The croque monsieur also rewards the design instinct that good sandwiches reward. Because its components are sliceable, they scale cleanly to the bread and layer predictably under heat. The cheese on top blisters and lacquers under the broiler, the edges crisp, and the center stays molten. It is the kind of dish a French café can produce quickly at the zinc counter, eat with a knife and fork, and sell all afternoon.

Its variations are codified rather than chaotic. Crown it with a fried egg and it becomes a croque-madame, the egg standing in as the lady's hat. That a single swap earns a new name is the same human impulse that gave us the Club and the Reuben, and the croque monsieur has proven especially generous in this regard.
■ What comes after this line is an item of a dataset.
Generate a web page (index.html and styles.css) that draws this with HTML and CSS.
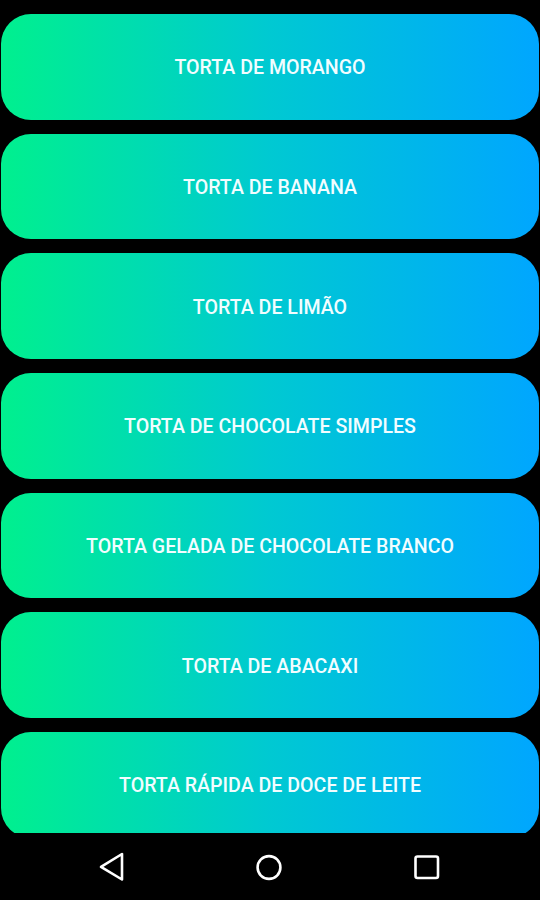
FILE: index.html
```html
<!DOCTYPE html>
<html lang="pt-BR">
<head>
    <meta charset="UTF-8">
    <title>Tortas</title>
    <link rel="stylesheet" href="styles.css">
</head>
<body>
    <div class="screen">
        <div class="recipe-list">
            <button class="recipe-btn">Torta de Morango</button>
            <button class="recipe-btn">Torta de Banana</button>
            <button class="recipe-btn">Torta de Limão</button>
            <button class="recipe-btn">Torta de Chocolate Simples</button>
            <button class="recipe-btn">Torta Gelada de Chocolate Branco</button>
            <button class="recipe-btn">Torta de Abacaxi</button>
            <button class="recipe-btn">Torta Rápida de Doce de Leite</button>
        </div>

        <!-- barra de navegação do android -->
        <div class="nav-bar">
            <svg class="nav-icon" width="30" height="30" viewBox="0 0 30 30">
                <path d="M25 2 L25 27.5 L4 14.8 Z" fill="none" stroke="#fff" stroke-width="2.6" stroke-linejoin="round"/>
            </svg>
            <svg class="nav-icon" width="30" height="30" viewBox="0 0 30 30">
                <circle cx="15" cy="15.5" r="11.4" fill="none" stroke="#fff" stroke-width="2.6"/>
            </svg>
            <svg class="nav-icon" width="30" height="30" viewBox="0 0 30 30">
                <rect x="4.5" y="4.5" width="22.5" height="21.5" rx="2" fill="none" stroke="#fff" stroke-width="2.6"/>
            </svg>
        </div>
    </div>
</body>
</html>
```

FILE: styles.css
```css
body {
    margin: 0;
    background: #000;
    font-family: Roboto, "Noto Sans", sans-serif;
}
.screen {
    height: 900px;
    display: flex;
    flex-direction: column;
    overflow: hidden;
}
.recipe-list {
    flex: 1;
    overflow: hidden;
    display: flex;
    flex-direction: column;
    gap: 14px;
    padding: 14px 1px 0;
}
.recipe-btn {
    flex: none;
    height: 105.67px;
    width: 100%;
    border: none;
    border-radius: 30px;
    background: linear-gradient(to right, #00f08e, #00c9d2 50%, #00a6ff);
    color: #f2fdff;
    font-family: Roboto, "Noto Sans", sans-serif;
    font-size: 19.6px;
    font-weight: 500;
    text-transform: uppercase;
    padding: 2px 0 0;
    cursor: pointer;
}
.nav-bar {
    flex: none;
    height: 67px;
    background: #000;
    display: flex;
    align-items: center;
    gap: 127px;
    padding: 0 0 0 97px;
}
.nav-icon {
    display: block;
}
```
It is now a popular format worldwide, with countless regional variants that swap the ham, rework the sauce, or reach for entirely different fillings. Those deserve proper attention of their own, and we will explore them in their own articles rather than crowd them in here.

The Invention of the Croque Monsieur

Legend has it that the croque monsieur was born around 1910 in a café on the boulevard des Capucines in Paris, when the kitchen ran out of baguette and a quick-thinking cook pressed ham and cheese between slices of ordinary sandwich loaf instead. A more colorful version of the legend explains the strange name, pairing croquer, meaning "to crunch," with monsieur, by claiming the café owner joked that the mystery meat inside was human flesh, chair de monsieur. The story has been repeated enough times that it now passes for fact.

The actual record is thinner and less romantic. The dish does appear on a Parisian café menu around 1910, which is most likely why the date stuck, but no one documented its true inventor, and the human-flesh etymology is almost certainly folklore invented after the fact. What we can say with confidence is that the name was firmly established by 1919, when Marcel Proust placed a croque monsieur in À l'ombre des jeunes filles en fleurs, a literary citation that tells us the sandwich was already common enough in Paris café life to need no explanation to his readers.